So, the logical next step in our quest for truth is introduction of the Giza ground plan into first the Athena-engraving and then the monkey. It is done easily; each work has its origin in a 5-pointed star. If we unite these stars into one, we also unite the rest and see what happens, if they share more than the star. It's as simple as that.

                    The Pyramids Over the Engraving
I admit to feeling some anxiety prior to the test. After all, I have not noticed any signs of the Giza plan in these works before. Seeing the pyramids over the engraving for the first time had dispelled that anxiety substantially. For one, it fulfilled a secret wish I had - to see the Great Pyramid involved with Athena's head.
Looking at this position, you may get an impression of an open cash register or a CD player. Close the tray until you hear a click, and the music will start playing..
        The pyramid near Athena's head gives an impression of an open cash register or a CD player. Close the tray until you hear a click, and the music will start playing.

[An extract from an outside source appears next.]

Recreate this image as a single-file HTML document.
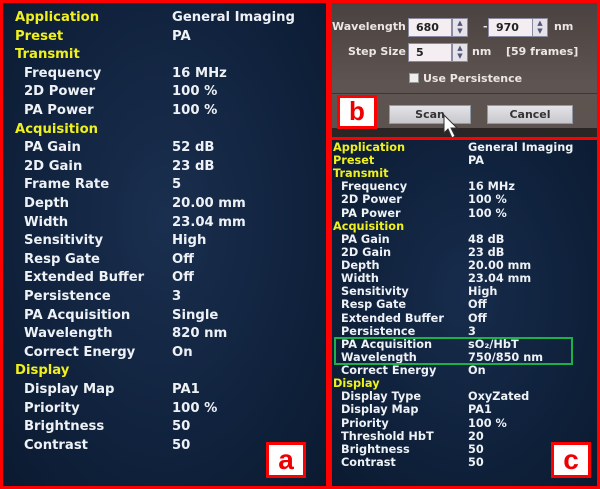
<!DOCTYPE html>
<html><head><meta charset="utf-8"><style>
*{margin:0;padding:0;box-sizing:border-box}
body{width:600px;height:489px;background:#fff;position:relative;overflow:hidden;font-family:"DejaVu Sans","Liberation Sans",sans-serif;font-weight:bold}
.p{position:absolute;border:3px solid #f00;overflow:hidden}
#a{left:0;top:0;width:329px;height:489px;background:radial-gradient(ellipse at 50% 45%,#1a2f4f 0%,#10223d 60%,#0b1a30 100%)}
#c{left:329px;top:137px;width:271px;height:352px;background:radial-gradient(ellipse at 50% 45%,#172c4c 0%,#0f213b 60%,#0b1a30 100%)}
#b{left:329px;top:0;width:271px;height:140px;background:linear-gradient(#4a4240,#5e5451 60%,#5c5350)}
.r{position:absolute;white-space:nowrap;color:#eef2f6}
.y{color:#f0f01e}
#a .r{font-size:13.2px;line-height:18.6px}
#c .r{font-size:11.3px;line-height:13.1px}
.lbl{position:absolute;background:#fff;border:3px solid #f00;color:#e00;font-family:"Liberation Sans",sans-serif;font-weight:bold;text-align:center}
.in{position:absolute;background:#f4eef2;border:1px solid #8a8aa0;height:19px;font-size:11px;color:#222;padding:2px 0 0 7px}
.sp{position:absolute;background:#e6e2ea;border:1px solid #8a8aa0;height:19px;width:16px;font-size:7px;color:#557;text-align:center;line-height:8px}
.t{position:absolute;color:#ece6e4;font-size:11px;white-space:nowrap}
.btn{position:absolute;background:linear-gradient(#e4e4e8,#c8c8cc);border:1px solid #8e9aa8;height:19px;font-size:11px;color:#333;text-align:center;line-height:17px}
</style></head><body>
<div class="p" id="a"></div>
<div class="p" id="b">
 <div style="position:absolute;left:0;top:90px;width:271px;height:1px;background:#3e3634"></div>
 <div style="position:absolute;left:0;top:125px;width:271px;height:12px;background:#2a2626"></div>
 <div class="t" style="left:0;top:17px">Wavelength</div>
 <div class="in" style="left:76px;top:15px;width:44px">680</div><div class="sp" style="left:120px;top:15px">▲<br>▼</div>
 <div class="t" style="left:151px;top:17px">-</div>
 <div class="in" style="left:156px;top:15px;width:45px">970</div><div class="sp" style="left:200px;top:15px">▲<br>▼</div>
 <div class="t" style="left:222px;top:17px">nm</div>
 <div class="t" style="left:16px;top:42px">Step Size</div>
 <div class="in" style="left:76px;top:40px;width:44px">5</div><div class="sp" style="left:120px;top:40px">▲<br>▼</div>
 <div class="t" style="left:140px;top:42px">nm</div>
 <div class="t" style="left:174px;top:42px">[59 frames]</div>
 <div style="position:absolute;left:77px;top:70px;width:10px;height:10px;background:#eee;border:1px solid #999"></div>
 <div class="t" style="left:91px;top:69px">Use Persistence</div>
 <div class="btn" style="left:57px;top:102px;width:82px">Scan</div>
 <div class="btn" style="left:155px;top:102px;width:86px">Cancel</div>
 <svg style="position:absolute;left:111px;top:111px" width="16" height="26"><path d="M1 1 L1 19 L5 15 L9 24 L12 22 L8 14 L14 14 Z" fill="#fff" stroke="#333" stroke-width="1"/></svg>
</div>
<div class="p" id="c"></div>
<div style="position:absolute;left:334px;top:337px;width:239px;height:28px;border:2px solid #1bb04a"></div>
<div class="lbl" style="left:266px;top:442px;width:40px;height:36px;font-size:28px;line-height:29px">a</div>
<div class="lbl" style="left:337px;top:95px;width:40px;height:34px;font-size:26px;line-height:27px">b</div>
<div class="lbl" style="left:551px;top:442px;width:40px;height:36px;font-size:28px;line-height:29px">c</div>
<script>
var A=[["Application","General Imaging",1],["Preset","PA",1],["Transmit","",1],["Frequency","16 MHz"],["2D Power","100 %"],["PA Power","100 %"],["Acquisition","",1],["PA Gain","52 dB"],["2D Gain","23 dB"],["Frame Rate","5"],["Depth","20.00 mm"],["Width","23.04 mm"],["Sensitivity","High"],["Resp Gate","Off"],["Extended Buffer","Off"],["Persistence","3"],["PA Acquisition","Single"],["Wavelength","820 nm"],["Correct Energy","On"],["Display","",1],["Display Map","PA1"],["Priority","100 %"],["Brightness","50"],["Contrast","50"]];
var C=[["Application","General Imaging",1],["Preset","PA",1],["Transmit","",1],["Frequency","16 MHz"],["2D Power","100 %"],["PA Power","100 %"],["Acquisition","",1],["PA Gain","48 dB"],["2D Gain","23 dB"],["Depth","20.00 mm"],["Width","23.04 mm"],["Sensitivity","High"],["Resp Gate","Off"],["Extended Buffer","Off"],["Persistence","3"],["PA Acquisition","sO₂/HbT"],["Wavelength","750/850 nm"],["Correct Energy","On"],["Display","",1],["Display Type","OxyZated"],["Display Map","PA1"],["Priority","100 %"],["Threshold HbT","20"],["Brightness","50"],["Contrast","50"]];
var h="";
A.forEach(function(r,i){var y=6+i*18.6;h+='<div class="r'+(r[2]?' y':'')+'" style="left:'+((r[2]?15:24)-3)+'px;top:'+y+'px">'+r[0]+'</div>';if(r[1])h+='<div class="r" style="left:169px;top:'+y+'px">'+r[1]+'</div>';});
document.getElementById('a').innerHTML=h;
h="";
C.forEach(function(r,i){var y=141+i*13.12-137-3;h+='<div class="r'+(r[2]?' y':'')+'" style="left:'+((r[2]?333:341)-332)+'px;top:'+y+'px">'+r[0]+'</div>';if(r[1])h+='<div class="r" style="left:'+(468-332)+'px;top:'+y+'px">'+r[1]+'</div>';});
document.getElementById('c').innerHTML=h;
</script>
</body></html>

Eventually, the experiment documents a complete integration of the Giza plan into the engraving, and the Great Pyramid as the dominant factor in the shaping of Athena's head.  

Initial observations:

* Each pyramid has a side that coincides over some distance with an edge of an engraved line.
* The extended sides, axes, and diagonals coincide with engraved lines a lot.

For example, the right side of the Second Pyramid follows an engraved line, and when extended, it is seen that the engraved disappears and reappears on the same course. The upper and lower corners on the left side of the Second Pyramid are clearly bounded by two line ends.
The Third Pyramid also is a part of significant order and is dealt with later on in the article. But, to begin, let's concentrate on Athena's head.

                                 The Geometric Miracle of Athena's Head
Some details of the initial position in the same diagram:

* The upper, the north side of the Great Pyramid is inserted into the head to follow the edge of an engraved horizontal line.
* The diagonal lines, one from the middle of the eastern side, and one through the pyramid's center, both serve as perfect boundaries on the face, running precisely along edges of engraved lines.  
* Both pyramid circles neatly navigate their way into the head through narrow openings; their passage then is supported by some line ends.

The pyramid near Athena's head gives an impression of an open cash register or a CD player. Close the tray until you hear a click, and the music will start playing.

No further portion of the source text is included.